▶ **Your goal**: Please, without the pictures, retype exactly the lines from the start of the material through the line that holds "import React from".

▶ **Dataset section**:
---

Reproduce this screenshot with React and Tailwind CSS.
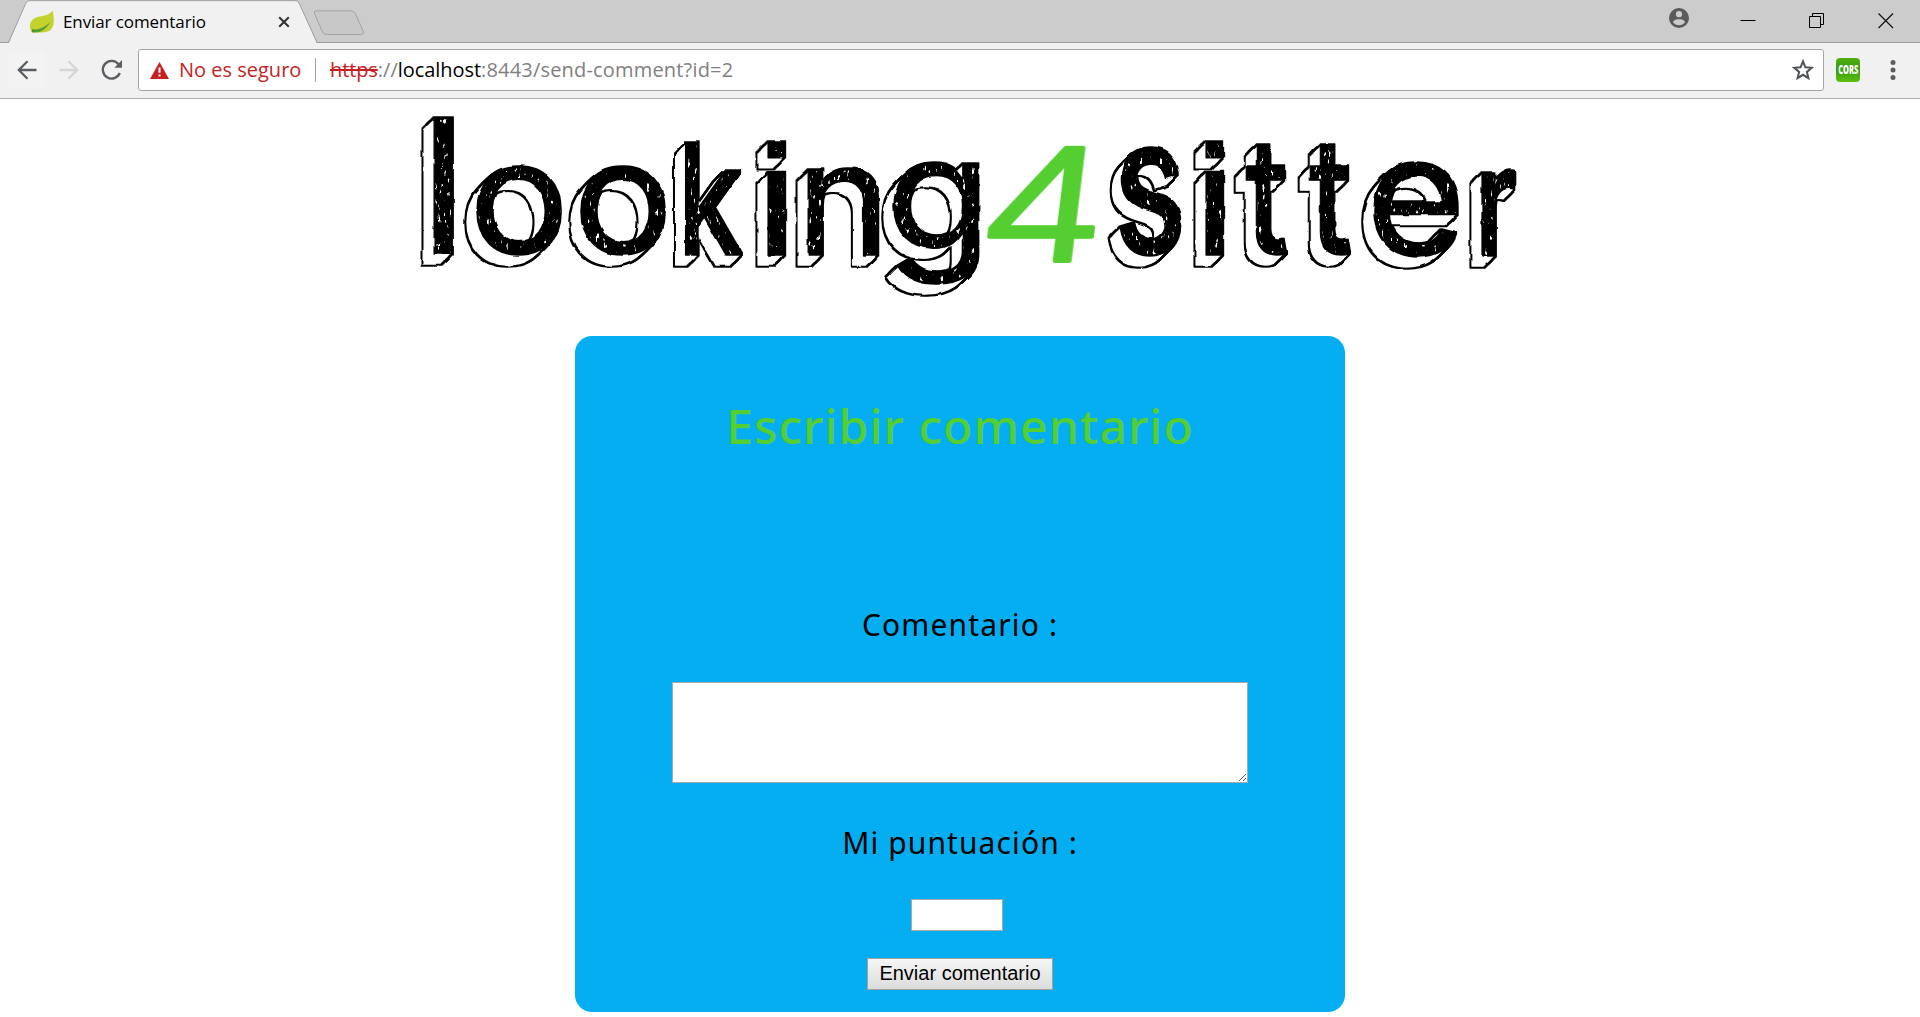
import React from "react";

// char, box: left, right, top, baseline of the front face; m: glyph left, right, ascent at 100px; w: weight
const LETTERS = [
  { ch: "l", box: [433, 453, 118, 254], m: [6, 20, 73], w: 600 },
  { ch: "o", box: [476, 562, 168, 253], m: [4.5, 56, 54.5], w: 400 },
  { ch: "o", box: [580, 666, 168, 253], m: [4.5, 56, 54.5], w: 400 },
  { ch: "k", box: [684, 744, 143, 255], m: [6, 57, 73], w: 500 },
  { ch: "i", box: [768, 785, 142, 255], m: [7, 21, 72.5], w: 700, f: "Liberation Sans, Arial, sans-serif" },
  { ch: "n", box: [807, 880, 169, 255], m: [7, 53, 55], w: 400 },
  { ch: "g", box: [893, 980, 163, 250], m: [4.5, 55, 55], w: 400 },
  { ch: "s", box: [1119, 1182, 149, 254], m: [4, 51, 55], w: 500 },
  { ch: "i", box: [1206, 1223, 142, 255], m: [7, 21, 72.5], w: 700, f: "Liberation Sans, Arial, sans-serif" },
  { ch: "t", box: [1245, 1288, 144, 254], m: [0, 34, 68], w: 500 },
  { ch: "t", box: [1309, 1352, 144, 254], m: [0, 34, 68], w: 500 },
  { ch: "e", box: [1373, 1458, 163, 255], m: [4.5, 54, 55], w: 400 },
  { ch: "r", box: [1481, 1515, 172, 256], m: [6, 38, 55], w: 600 },
];

function Letter({ ch, box, m, w, f = "Inter, sans-serif" }) {
  const [l, r, t, b] = box;
  const sx = (r - l) / (m[1] - m[0]);
  const sy = (b - t) / m[2];
  return (
    <text
      transform={`translate(${l - m[0] * sx} ${b}) scale(${sx} ${sy})`}
      fontFamily={f}
      fontWeight={w}
      fontSize="100"
      fill="#000"
    >
      {ch}
    </text>
  );
}

function Logo() {
  return (
    <svg viewBox="400 99 1120 237" width="1120" height="237" className="block shrink-0" role="img" aria-label="looking4sitter">
      <defs>
        <filter id="sketch" filterUnits="userSpaceOnUse" x="400" y="99" width="1120" height="237" colorInterpolationFilters="sRGB">
          <feOffset in="SourceAlpha" dx="-1" dy="1" result="a1" />
          <feMerge result="e1"><feMergeNode in="SourceAlpha" /><feMergeNode in="a1" /></feMerge>
          <feOffset in="e1" dx="-2" dy="2" result="a2" />
          <feMerge result="e2"><feMergeNode in="e1" /><feMergeNode in="a2" /></feMerge>
          <feOffset in="e2" dx="-4" dy="4" result="a3" />
          <feMerge result="e3"><feMergeNode in="e2" /><feMergeNode in="a3" /></feMerge>
          <feOffset in="e3" dx="-4" dy="4" result="a4" />
          <feMerge result="body"><feMergeNode in="e3" /><feMergeNode in="a4" /></feMerge>
          <feMorphology in="body" operator="dilate" radius="1" result="outline" />
          <feMorphology in="body" operator="erode" radius="1" result="inner" />
          <feFlood floodColor="#fff" />
          <feComposite in2="inner" operator="in" result="side" />
          <feTurbulence type="fractalNoise" baseFrequency="0.32 0.12" numOctaves="2" seed="7" result="grain" />
          <feColorMatrix in="grain" type="matrix" values="0 0 0 0 1  0 0 0 0 1  0 0 0 0 1  12 0 0 0 -8" result="scratch" />
          <feMorphology in="SourceAlpha" operator="erode" radius="2" result="core" />
          <feComposite in="scratch" in2="core" operator="in" result="marks" />
          <feMerge result="drawn">
            <feMergeNode in="outline" />
            <feMergeNode in="side" />
            <feMergeNode in="SourceGraphic" />
            <feMergeNode in="marks" />
          </feMerge>
          <feTurbulence type="fractalNoise" baseFrequency="0.06" numOctaves="2" seed="3" result="wobble" />
          <feDisplacementMap in="drawn" in2="wobble" scale="3" xChannelSelector="R" yChannelSelector="G" />
        </filter>
      </defs>
      <g filter="url(#sketch)" stroke="#000" strokeWidth="0.9" strokeLinejoin="round">
        {LETTERS.map((letter, i) => (
          <Letter key={i} {...letter} />
        ))}
      </g>
      <text
        transform="translate(974 261) skewX(-7) scale(2.02 1.56)"
        fontFamily="Inter, sans-serif"
        fontWeight="300"
        fontSize="100"
        fill="#55ce31"
        stroke="#55ce31"
        strokeWidth="2.600"
        strokeLinejoin="round"
      >
        4
      </text>
    </svg>
  );
}

function TabStrip() {
  return (
    <div className="relative flex h-[43px] items-start bg-[#cccccc]">
      <svg className="absolute inset-0" width="1920" height="43" fill="none">
        <path d="M0 42.5H8.5L26 3Q27.300 .8 29.500 .8H296Q298 .8 299 3L317 42.500H1920V43H0Z" fill="none" stroke="#9b9b9b" />
        <path d="M9 43L26.500 3Q27.500 1.300 29.500 1.300H295.500Q297.500 1.300 298.500 3L316.500 43Z" fill="#f1f1f1" />
        <path d="M316 10.800H351Q354 10.800 355.300 13.500L363.300 31.500Q364.300 34.500 361.500 34.500H326.500Q323.800 34.500 322.500 32L314.500 13.500Q313.700 10.800 316 10.800Z" fill="#c8c8c8" stroke="#a3a3a3" />
      </svg>
      <div className="relative flex h-[43px] w-full items-center">
        <svg className="ml-[29px] shrink-0" width="26" height="24" viewBox="0 0 26 24">
          <path d="M23.500 0.500C25.500 9 25.500 17 21 20.500C17 23 9 22.500 3 22.500C0 18 0 12 5 8.500C10 5 20 7 23.500 0.500Z" fill="#c3d22c" />
          <path d="M3 20C10 19.500 17 17 21.500 11.500C18 18 14 21 9 22.200L4 22.500Z" fill="#579f35" />
          <circle cx="4.300" cy="20.700" r="1.600" fill="#4a9637" />
        </svg>
        <span className="ml-[8px] w-[200px] text-[17px] leading-[24px] tracking-[-0.1px] text-black">Enviar comentario</span>
        <svg className="ml-[15px] shrink-0" width="12" height="12" viewBox="0 0 12 12" stroke="#333" strokeWidth="2">
          <path d="M1.200 1.200L10.800 10.800M10.800 1.200L1.200 10.800" />
        </svg>
        <svg className="mr-[51px] -mt-[7px] ml-auto shrink-0" width="20" height="20" viewBox="0 0 20 20">
          <circle cx="10" cy="10" r="10" fill="#5a5a5a" />
          <circle cx="10" cy="6.200" r="3.100" fill="#ccc" />
          <path d="M4 14.200C4.500 11.700 8 11.200 10 11.200S15.500 11.700 16 14.200C14.500 16.200 12.500 17.200 10 17.200S5.500 16.200 4 14.200Z" fill="#ccc" />
        </svg>
        <svg className="mt-[-2px] mr-[53px] shrink-0" width="16" height="16" stroke="#000"><path d="M0.500 7.500H15.500" /></svg>
        <svg className="mt-[-2px] mr-[53px] shrink-0" width="16" height="16" fill="none" stroke="#000">
          <path d="M.5 3.500H11.500V14.500H.5ZM3.500 3.500V.5H14.500V11.500H11.500" />
        </svg>
        <svg className="mt-[-2px] mr-[26px] shrink-0" width="16" height="16" stroke="#111" strokeWidth="1.200"><path d="M.5 .5L15 15M15 .5L.5 15" /></svg>
      </div>
    </div>
  );
}

function Toolbar() {
  return (
    <div className="flex h-[56px] items-center border-b border-[#b0b0b0] bg-[#f1f1f1] pb-px">
      <div className="ml-[9px] flex h-[36px] w-[36px] items-center justify-center bg-[#f3f3f3]">
        <svg width="20" height="20" viewBox="0 0 20 20" fill="none" stroke="#5a5e63" strokeWidth="2.300"><path d="M19.500 10H2M10.500 1.200L1.800 10L10.500 18.800" /></svg>
      </div>
      <svg className="ml-[14px]" width="20" height="20" viewBox="0 0 20 20" fill="none" stroke="#d5d5d5" strokeWidth="2.300"><path d="M.5 10H18M9.500 1.200L18.200 10L9.500 18.800" /></svg>
      <svg className="ml-[22px]" width="22" height="22" viewBox="0 0 22 22" fill="none">
        <path d="M18.800 14A8.800 8.800 0 1 1 17.500 5.200" stroke="#5a5e63" strokeWidth="2.300" />
        <path d="M21 1V8.700H13.300Z" fill="#5a5e63" />
      </svg>
      <div className="ml-[15px] flex h-[42px] w-[1686px] items-center rounded-[3px] border border-[#a6a6a6] bg-white text-[20px] leading-[28px]">
        <svg className="ml-[11px]" width="19" height="17" viewBox="0 0 19 17">
          <path d="M9.500 0L19 17H0Z" fill="#c5221f" />
          <path d="M8.500 5.500H10.500V10.800H8.500ZM8.500 12.500H10.500V14.500H8.500Z" fill="#fff" />
        </svg>
        <span className="ml-[10px] w-[125px] whitespace-nowrap text-[#c5221f]">No es seguro</span>
        <span className="ml-[11px] h-[24px] w-px bg-[#a0a0a0]" />
        <span className="ml-[14px] flex whitespace-nowrap text-[#808080]">
          <span className="tracking-[-0.1px] text-[#c5221f] line-through decoration-2">https</span>
          <span>://</span>
          <span className="tracking-[-0.05px] text-black">localhost</span>
          <span className="tracking-[0.18px]">:8443/send-comment?id=2</span>
        </span>
        <svg className="mr-[9px] ml-auto" width="22" height="22" viewBox="0 0 22 22" fill="none" stroke="#505357" strokeWidth="2">
          <path d="M11 2.300L13.400 8.300L19.700 8.800L14.900 12.900L16.400 19.200L11 15.800L5.600 19.200L7.100 12.900L2.300 8.800L8.600 8.300Z" />
        </svg>
      </div>
      <div className="ml-[12px] flex h-[24px] w-[24px] items-center justify-center rounded-[4px] bg-linear-to-b from-[#4fae14] via-[#3a9a0e] to-[#5cc012]">
        <span className="scale-x-[0.62] text-[12px] leading-none font-extrabold text-white">CORS</span>
      </div>
      <svg className="ml-[30px]" width="6" height="22" viewBox="0 0 6 22" fill="#5a5e63">
        <circle cx="3" cy="3.500" r="2.500" /><circle cx="3" cy="11" r="2.500" /><circle cx="3" cy="18.500" r="2.500" />
      </svg>
    </div>
  );
}

export default function App() {
  return (
    <div className="flex h-[1017px] w-[1920px] flex-col overflow-hidden bg-white font-['Open_Sans','Noto_Sans',sans-serif]">
      <TabStrip />
      <Toolbar />
      <main className="flex flex-col items-center font-['Noto_Sans','Open_Sans',sans-serif] text-black">
        <Logo />
        <form className="flex h-[676px] w-[770px] flex-col items-center rounded-[17px] bg-[#05aef1] pt-[60px]">
          <h1 className="text-[48px] leading-[60px] font-medium tracking-[1.1px] text-[#55ce31]">Escribir comentario</h1>
          <label className="mt-[149px] text-[30px] leading-[40px] tracking-[1.15px]">Comentario :</label>
          <textarea className="mt-[37px] block h-[101px] w-[576px] shrink-0 resize border border-[#a9a9a9] bg-white" />
          <label className="mt-[40px] text-[30px] leading-[40px] tracking-[1.1px]">Mi puntuación :</label>
          <input className="mt-[36px] mr-[6px] block h-[32px] w-[92px] shrink-0 border border-[#a9a9a9] bg-white" />
          <button type="button" className="mt-[27px] h-[32px] w-[186px] shrink-0 border border-[#a0a0a0] bg-linear-to-b from-[#f6f6f6] to-[#dcdcdc] pb-[2px] font-['Liberation_Sans',Arial,sans-serif] text-[20px] leading-[28px] whitespace-nowrap">
            Enviar comentario
          </button>
        </form>
      </main>
    </div>
  );
}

---

▶ **Answer for this exercise**:
Reproduce this screenshot with React and Tailwind CSS.
import React from "react";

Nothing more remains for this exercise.